Perempuan dalam Jeruji Patriarki

Setiap kali saya membicarakan mengenai ketimpangan gender kepada perempuan lainnya, maka saya akan menemukan kisah baru dengan inti permasalahan yang sama. Saya selalu aktif meneriakkan kata-kata perlawanan terhadap ketimpangan gender, tapi anehnya sedikit sekali saya bisa melihat dan mendengar langsung kasus penderitaan yang dialami perempuan. Maka begitu perempuan lainnya membagikan kisah yang dialaminya ataupun orang yang dikenalnya, maka antusias saya meningkat 10 kali lipat.

Kisah pertama yang saya dengar mengenai si U yang menggambarkan bagaimana kehidupan pernikahannya yang terlihat sangat tragis.

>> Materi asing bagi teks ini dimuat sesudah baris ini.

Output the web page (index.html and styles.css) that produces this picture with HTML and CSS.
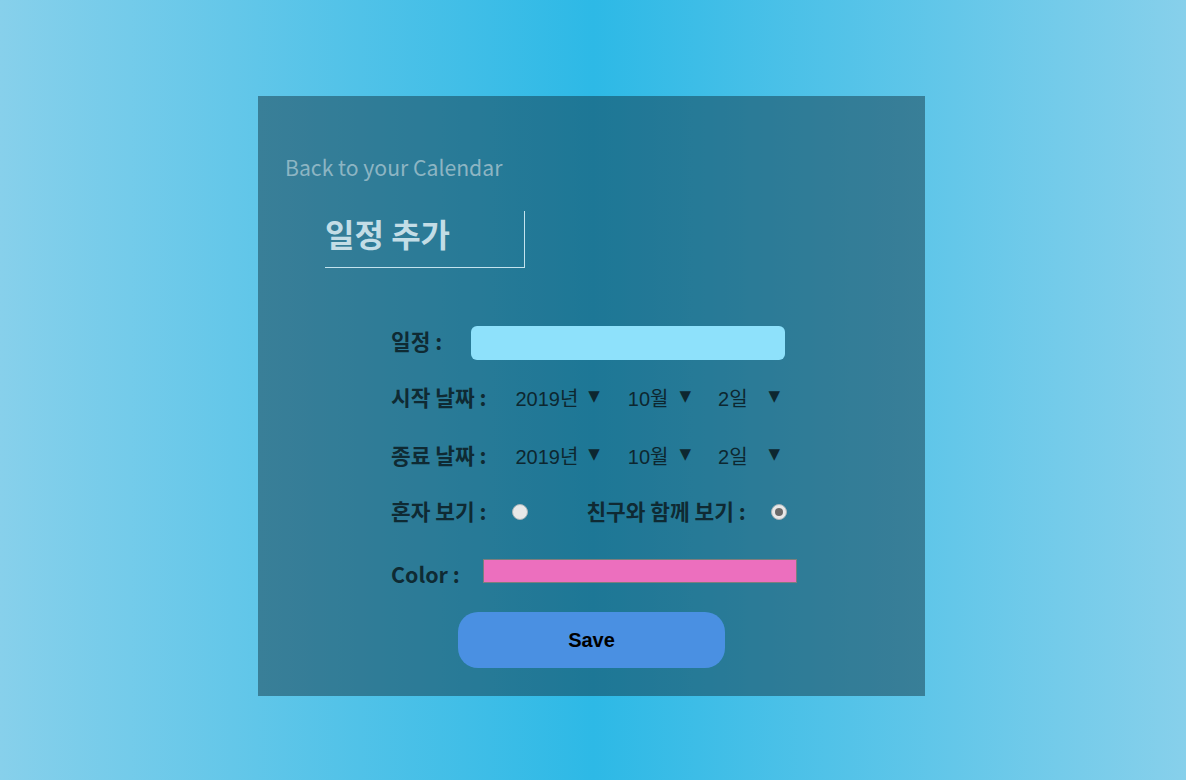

U sempat dilamar oleh kekasihnya, namun sang Ayah menolaknya karena perbedaan aliran agama yang diyakininya. Akhirnya U dinikahkan paksa oleh Ayahnya kepada laki-laki lain sebagai istri kedua. Alasannya, sudah tentu karena mereka mengikuti aliran agama yang sama.

Setelah menikah U dipaksa merubah kebiasaan dan cara berpakaiannya sehari-hari. U harus memakai pakaian abaya serba hitam dari ujung kaki sampai kepala dan juga cadar. Tak sampai disitu, U tidak boleh lagi memegang handphone kecuali suaminya. Bahkan U dipaksa menggunduli rambutnya sampai habis tak tersisa.

Tak sampai disitu, U dilarang memakan makanan dari luar rumah. Ia hanya boleh makan makanan yang berasal dari kebun pribadinya. Betapa tertekannya U hingga berat badannya turun drastis. Saat ini U telah memiliki dua orang anak dan bertahan dalam pernikahan yang tak pernah dikehendakinya.

Kisah kedua mengenai perempuan bernama I yang tak kalah membuat saya tercengang. I berasal dari keluarga yang kaya. Namun setelah tamat SMA, ia tak diperbolehkan untuk kuliah ataupun kerja. Mirisnya lagi, I tak boleh keluar rumah. Dia benar-benar harus ada di rumah. Bahkan ketika teman-temannya asik bermain ke rumahnya, Ibu I tidak akan segan-segan mengusir temannya untuk segera pulang.

Kerjaan I di rumah hanya membantu Ibunya mengurusi pekerjaan rumah. Kakak laki-laki I bahkan pernah berkata bahwa I tak perlu susah-susah kuliah ataupun kerja. Ia hanya cukup menunggu jodoh saja di rumah. Bahkan Ibu I juga mendukung pernyataan tersebut dengan mengatakan, perempuan tak perlu berpendidikan tinggi karena pada akhirnya dia akan bertugas di dapur.

Mendengar kedua kisah ini membuat saya cukup tercengang. Ternyata budaya patriarki memang masih tumbuh subur di muka bumi. Bayangkan saja kita sedang menghadapi revolusi industri 4.0 namun masih ada perempuan yang dibatasi aksesnya terhadap teknologi. Belum lagi pemberdayaan perempuan yang sampai saat ini masih terus dikampanyekan, namun masih ada perempuan yang tak boleh mencicipi pendidikan lebih lanjut.

Tak hanya itu, perempuan hanya dianggap sebagai objek peliharaan. Dimana cara berpakaian, dan berperilaku harus mengikuti sang empunya. Perempuan tak diberi pilihan untuk menentukan sendiri apa yang dia rasa baik untuknya. Suaranya tak pernah diperhitungkan sebagai manusia yang memiliki kebebasan berpendapat yang bahkan dijamin oleh undang-undang.

Betapa kejamnya patriarki membuat perempuan menjadi korban yang lemah dan tak berdaya. Kiranya kita berpikir bahwa kehidupan kita sebagai perempuan merasa aman dan baik-baik saja, itu karena privilege yang kita punya. Namun, pernah kah kita membayangkan berada di posisi perempuan yang terkukung sistem patriarki?

Patriarki sudah seharusnya benar-benar dibumi hanguskan hingga tak tersisa. Karena sudah terlalu lama kekejaman dan ketidakadilan yang diderita oleh perempuan akibatnya. Maka melawan adalah satu-satunya cara untuk mencapai keadilan bagi perempuan. Perlu lebih banyak suara-suara perlawanan agar perempuan yang diam dan ketakutan mendapat kekuatan.